Well. What an exciting few days I’ve had!
It all began on Friday, when I was starting to feel sick again. I sadly had to cancel a night of DVDing with the Baddeleys, but they came over anyway and did my vacuuming which I have to say is one of the nicest gifts I’ve ever been given! Saturday was the Equip conference, and while I had been really looking forward to it, I was starting to wonder whether I’d be able to make it.
I skipped the yum cha lunch with the ladies from church as I wouldn’t have been able to eat anything anyway, and got on the bus to town feeling decidedly ill. I just focused on the music coming from my ipod and tried not to breathe in all the smells of people around me that were making me nauseous. I stumbled through the city to Darling Harbour in a bit of a daze, but managed to meet up with everyone for Tara Thornley’s excellent talk on ‘Stress relief’. Carmelina Read introduced her and did the Bible reading and as she read Luke 12:22-34 I just started to cry:
Then Jesus said to his disciples: “Therefore I tell you, do not worry about your life, what you will eat; or about your body, what you will wear.
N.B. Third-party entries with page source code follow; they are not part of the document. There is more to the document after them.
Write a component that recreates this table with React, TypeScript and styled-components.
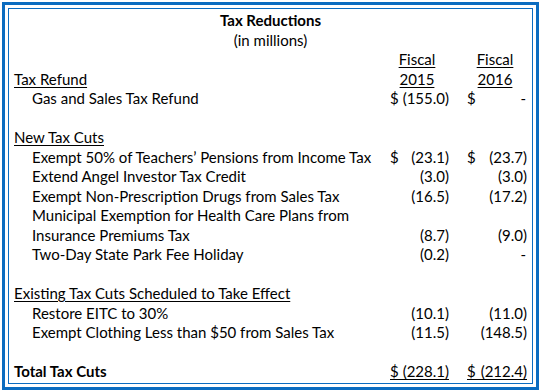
import React from "react";
import styled, { createGlobalStyle } from "styled-components";

const GlobalStyle = createGlobalStyle`
  html, body { margin: 0; padding: 0; background: #ffffff; }
  body {
    font-family: Lato, "Open Sans", "Liberation Sans", sans-serif;
    font-size: 15px;
    color: #000000;
  }
`;

const Frame = styled.div`
  box-sizing: border-box;
  margin: 2px;
  width: 537px;
  height: 388px;
  border: 3px solid #0b6cc0;
  padding: 3px;
`;

const Panel = styled.div`
  box-sizing: border-box;
  height: 376px;
  border: 1px solid #0b6cc0;
  padding-top: 2px;
  display: grid;
  grid-template-columns: 377px 68px 78px;
  grid-auto-rows: 19.5px;
  line-height: 19.5px;
`;

const Title = styled.div<{ $bold?: boolean }>`
  grid-column: 1 / -1;
  text-align: center;
  font-weight: ${(p) => (p.$bold ? 700 : 400)};
`;

const Label = styled.div<{ $indent?: boolean; $underline?: boolean; $bold?: boolean }>`
  grid-column: 1;
  padding-left: ${(p) => (p.$indent ? 23 : 5)}px;
  white-space: nowrap;
  font-weight: ${(p) => (p.$bold ? 700 : 400)};
  text-decoration: ${(p) => (p.$underline ? "underline" : "none")};
  text-underline-offset: 2px;
`;

const Header = styled.div<{ $col: "a" | "b" }>`
  text-align: center;
  padding-right: ${(p) => (p.$col === "a" ? 6 : 0)}px;
  padding-left: ${(p) => (p.$col === "b" ? 4 : 0)}px;
  text-decoration: underline;
  text-underline-offset: 2px;
`;

const Cell = styled.div<{ $col: "a" | "b" }>`
  display: flex;
  align-items: flex-start;
  padding-left: ${(p) => (p.$col === "a" ? 4 : 13)}px;
  padding-right: 5px;
`;

const Amount = styled.div<{ $underline?: boolean }>`
  flex: 1;
  display: flex;
  justify-content: space-between;
  height: 17px;
  border-bottom: ${(p) => (p.$underline ? "1px solid #000" : "none")};
`;

const Dash = styled.span`
  padding-right: 1px;
`;

type Value = { dollar?: boolean; text: string };
type Row = {
  label: string;
  indent?: boolean;
  underline?: boolean;
  bold?: boolean;
  a?: Value;
  b?: Value;
  total?: boolean;
};

const rows: Row[] = [
  { label: "Gas and Sales Tax Refund", indent: true, a: { dollar: true, text: "(155.0)" }, b: { dollar: true, text: "-" } },
  { label: "" },
  { label: "New Tax Cuts", underline: true },
  { label: "Exempt 50% of Teachers\u2019 Pensions from Income Tax", indent: true, a: { dollar: true, text: "(23.1)" }, b: { dollar: true, text: "(23.7)" } },
  { label: "Extend Angel Investor Tax Credit", indent: true, a: { text: "(3.0)" }, b: { text: "(3.0)" } },
  { label: "Exempt Non-Prescription Drugs from Sales Tax", indent: true, a: { text: "(16.5)" }, b: { text: "(17.2)" } },
  { label: "Municipal Exemption for Health Care Plans from", indent: true },
  { label: "Insurance Premiums Tax", indent: true, a: { text: "(8.7)" }, b: { text: "(9.0)" } },
  { label: "Two-Day State Park Fee Holiday", indent: true, a: { text: "(0.2)" }, b: { text: "-" } },
  { label: "" },
  { label: "Existing Tax Cuts Scheduled to Take Effect", underline: true },
  { label: "Restore EITC to 30%", indent: true, a: { text: "(10.1)" }, b: { text: "(11.0)" } },
  { label: "Exempt Clothing Less than $50 from Sales Tax", indent: true, a: { text: "(11.5)" }, b: { text: "(148.5)" } },
  { label: "" },
  { label: "Total Tax Cuts", bold: true, total: true, a: { dollar: true, text: "(228.1)" }, b: { dollar: true, text: "(212.4)" } },
];

function ValueCell({ col, v, underline }: { col: "a" | "b"; v?: Value; underline?: boolean }) {
  if (!v) return <Cell $col={col} />;
  return (
    <Cell $col={col}>
      <Amount $underline={underline}>
        <span>{v.dollar ? "$" : ""}</span>
        {v.text === "-" ? <Dash>-</Dash> : <span>{v.text}</span>}
      </Amount>
    </Cell>
  );
}

export default function App() {
  return (
    <>
      <GlobalStyle />
      <Frame>
        <Panel>
          <Title $bold>Tax Reductions</Title>
          <Title>(in millions)</Title>
          <Label />
          <Header $col="a">Fiscal</Header>
          <Header $col="b">Fiscal</Header>
          <Label $underline>Tax Refund</Label>
          <Header $col="a">2015</Header>
          <Header $col="b">2016</Header>
          {rows.map((r, i) => (
            <React.Fragment key={i}>
              <Label $indent={r.indent} $underline={r.underline} $bold={r.bold}>
                {r.label}
              </Label>
              <ValueCell col="a" v={r.a} underline={r.total} />
              <ValueCell col="b" v={r.b} underline={r.total} />
            </React.Fragment>
          ))}
        </Panel>
      </Frame>
    </>
  );
}
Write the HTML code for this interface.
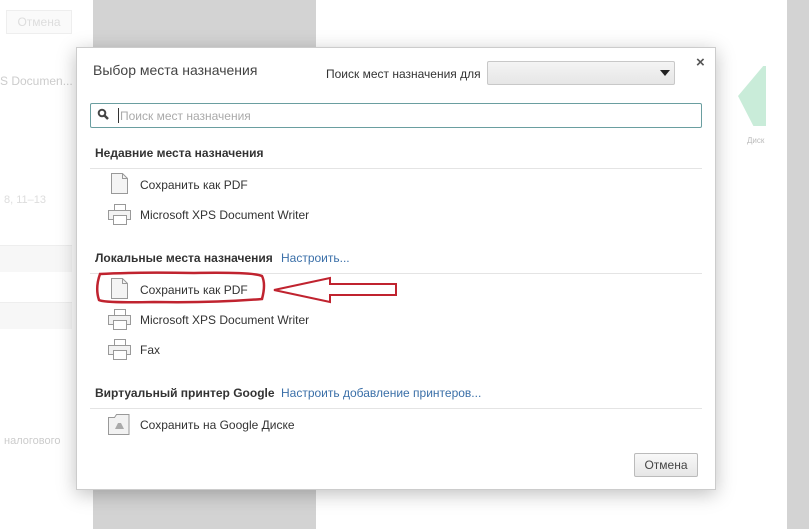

Life is more than food, and the body more than clothes. Consider the ravens: They do not sow or reap, they have no storeroom or barn; yet God feeds them. And how much more valuable you are than birds! Who of you by worrying can add a single hour to his life? Since you cannot do this very little thing, why do you worry about the rest?”
All the things I’ve been worrying about – health, money, work, what I was going to eat with my stupid gallbladder problem – what’s the point of worrying? God loves me and is looking after me! It was immensely reassuring.
After the elective it was clear I was too sick to be there so Jen kindly drove me home. I think I was a bit delirious. By around 9.30 I was starting to wonder whether I should go to the hospital, and so I rang mum to ask what she thought and she said she knew when I started crying it was definitely time to go!
So we went to emergency at Prince of Wales – a perfect mother’s day present, huh, sitting up with your kid in emergency till all hours of the morning? But of course mum said she wouldn’t be anywhere else and I was grateful I didn’t have to sit there on my own. There were a handful of ODs, a bunch of people who didn’t seem to have anything wrong with them but were just hanging out at the back of the waiting area making noise (like popular kids at the back of the bus), and a trio of drunk teenagers, one of whom looked much worse for wear having drunk 1.5 litres of Jim Beam (ewww!). All these were silenced, however, when a Coptic priest dressed all in black, carrying a huge staff and followed by a little entourage, stalked through to visit someone. It looked like something out of Monty Python.
Eventually they saw me, and after a few hours I was admitted. The ward they put me in was the open heart surgery ward, which was a little odd and disorienting for people coming to visit, but the staff were all really lovely (with the exception of one of the night nurses who seemed to stab me when she gave me injections). My blood tests showed I had an infection, so they whacked me on a whole bunch of antibiotics. After a day of waiting I eventually saw my surgeon, who reassuringly stroked my arm and told me he was going to do his best to get the gallbladder out right then and there, because if I left the hospital I’d have to go back onto the normal waiting list and it needed to come out now.
When it finally happened it was all very quick. I was visited by a number of surgeons and nurses and anaesthetists who all seemed to ask me the same questions about allergies and such, and eventually I was wheeled down to theatre. They put a very attractive red cap on me to show that I had allergies (they were quite amused about the kiwi fruit and pineapple allergies and said it was unlikely there would be any in the surgery). I wriggled onto the narrow operating table, under these huge round lights, the anaesthetist injected something into the cannula in my hand, and the next thing I knew, I was waking up in recovery. Waking up after anaesthetic is really not very pleasant, I must say, but I was amazed at how quick it all was.
Mum was there when I was wheeled back into the ward, looking much more relieved than she had been. Dad arrived from Malaysia the next morning. And I had lots of lovely visitors, some of whom brought some beautiful flowers. I was expecting to stay in hospital for a few days, but after monitoring my eating and giving me some more antibiotics, the very next day they said I could go home, so mum and dad brought me home and we had Chinese food for dinner and it was delicious!
I have four little holes in me, held together by staples – I look a little like Frankenstein’s monster when the dressings are off. Still feeling quite out of it and a bit queasy, but it’s all looking up from here!
I was just amazed that the words I heard on Saturday were so prophetic – that it was like God saying to me “Just trust me. I’ve got it all under control, see?” He is good indeed.